How to Be a Scottish Mistress
Although I do love reading romance novels, I would be the first to admit they often have ridiculous titles. I know quite a few people who refuse to try them based on their often outrageous covers and names. But I know better, and so when I opened How to Be a Scottish Mistress I put aside any and all initial skepticism and let myself get sucked into the story.
Lady Fiona Libourg is living at the border of England during a time of turmoil. Tensions are rising between England and Scotland as Robert the Bruce gains supporters, and Fiona knows that the small corner of the world where she rules as the Baroness of Arundel will not long remain peaceful. Still, she doesn’t expect danger to arrive as abruptly as it does in the form of Lord Gavin McLendon. He seeks shelter for himself and his men, many of whom have been wounded in a recent battle, and he knows he can trust her husband, his secret ally, to provide it for him.

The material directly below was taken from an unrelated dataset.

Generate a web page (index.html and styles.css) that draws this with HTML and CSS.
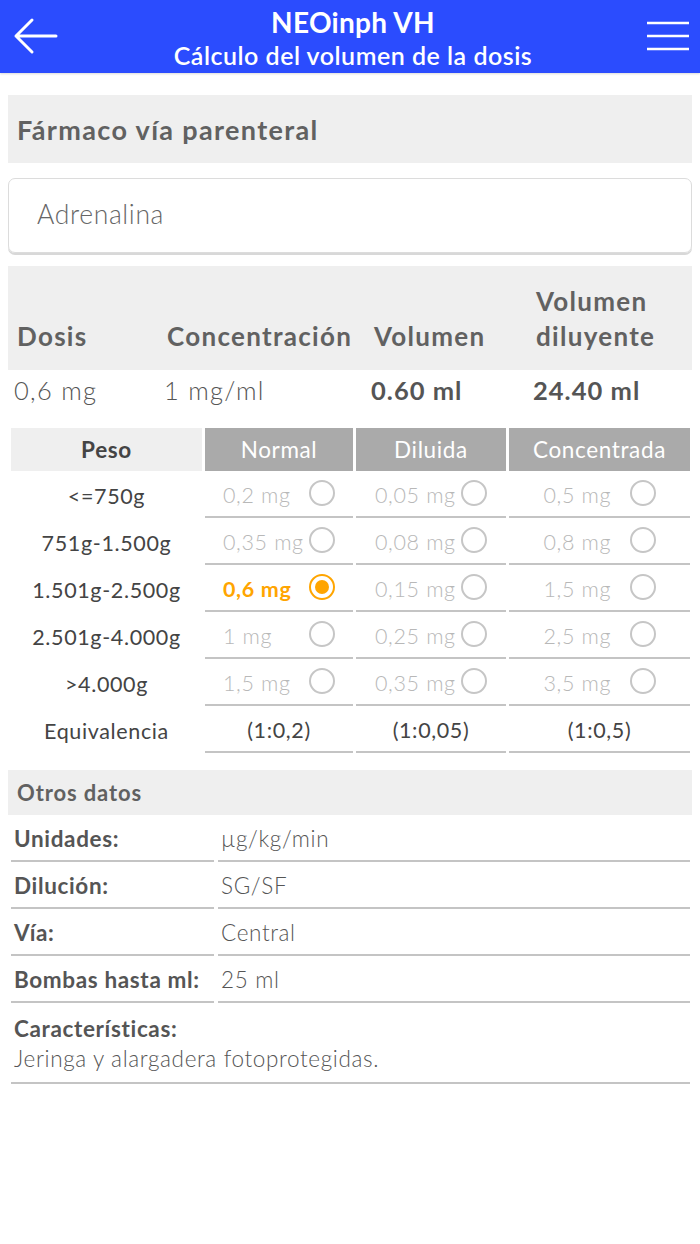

A year later it is Fiona seeking shelter from Gavin, as she and her stepson appear in Scotland at his doorstep. Fiona has been widowed, stripped of her lands, and her son has been injured and left with a constant limp. Although Gavin’s presence on her lands was the reason her husband was suspected of treason, she knows he is the only person able and willing to help her now. However, when she goes to ask that he take her and her stepson in, and that he train the injured boy to become a knight, Gavin declares that she must give him something in return.
And thus she becomes his mistress.
The enjoyable thing about this book and its characters is how serious they are. I don’t mean that they’re deadly dull or over-dramatic, just that the gravity of the current political situation is acknowledged. When Fiona arrives in Scotland and the earl falls in love with her, no one tells her she “used to be English.” She still is English, still is Gavin’s mistress, and she is ostracized for it.
Gavin, on the other hand, deals with a different aspect of the Scottish-English tension. He’s asked to marry a girl from a clan that hasn’t yet decided where to stand, so as to help drum up support for Robert the Bruce. Having had two arranged marriages before, Gavin is fairly comfortable with the politics of it, which is why it’s strange to him that he should feel so resistant this time. But still, he knows his duty, so he chooses a girl to marry.
Up until this point the book was fairly realistic, which I liked. Gavin and Fiona fell in love, as people are wont to do, but as soon as she found out about his betrothal Fiona broke it off. They’re both miserable, but well aware of their duties and of how unsuitable a match between them would be. This is fate and they’re stuck with it.
Except suddenly they’re not. Gavin’s fiancée realizes she’ll never come first in Gavin’s heart and decides she won’t have him. Then Gavin and Fiona admit their love, which was odd because they seemed to have before, and decide to get married. Sure, Robert will be angry, but who cares?
I care. I wanted this book, which began without rose-tinted lenses, to end the same way. Although I enjoyed it—a solid story, pragmatic characters who I could empathize with—the end just felt a little off to me.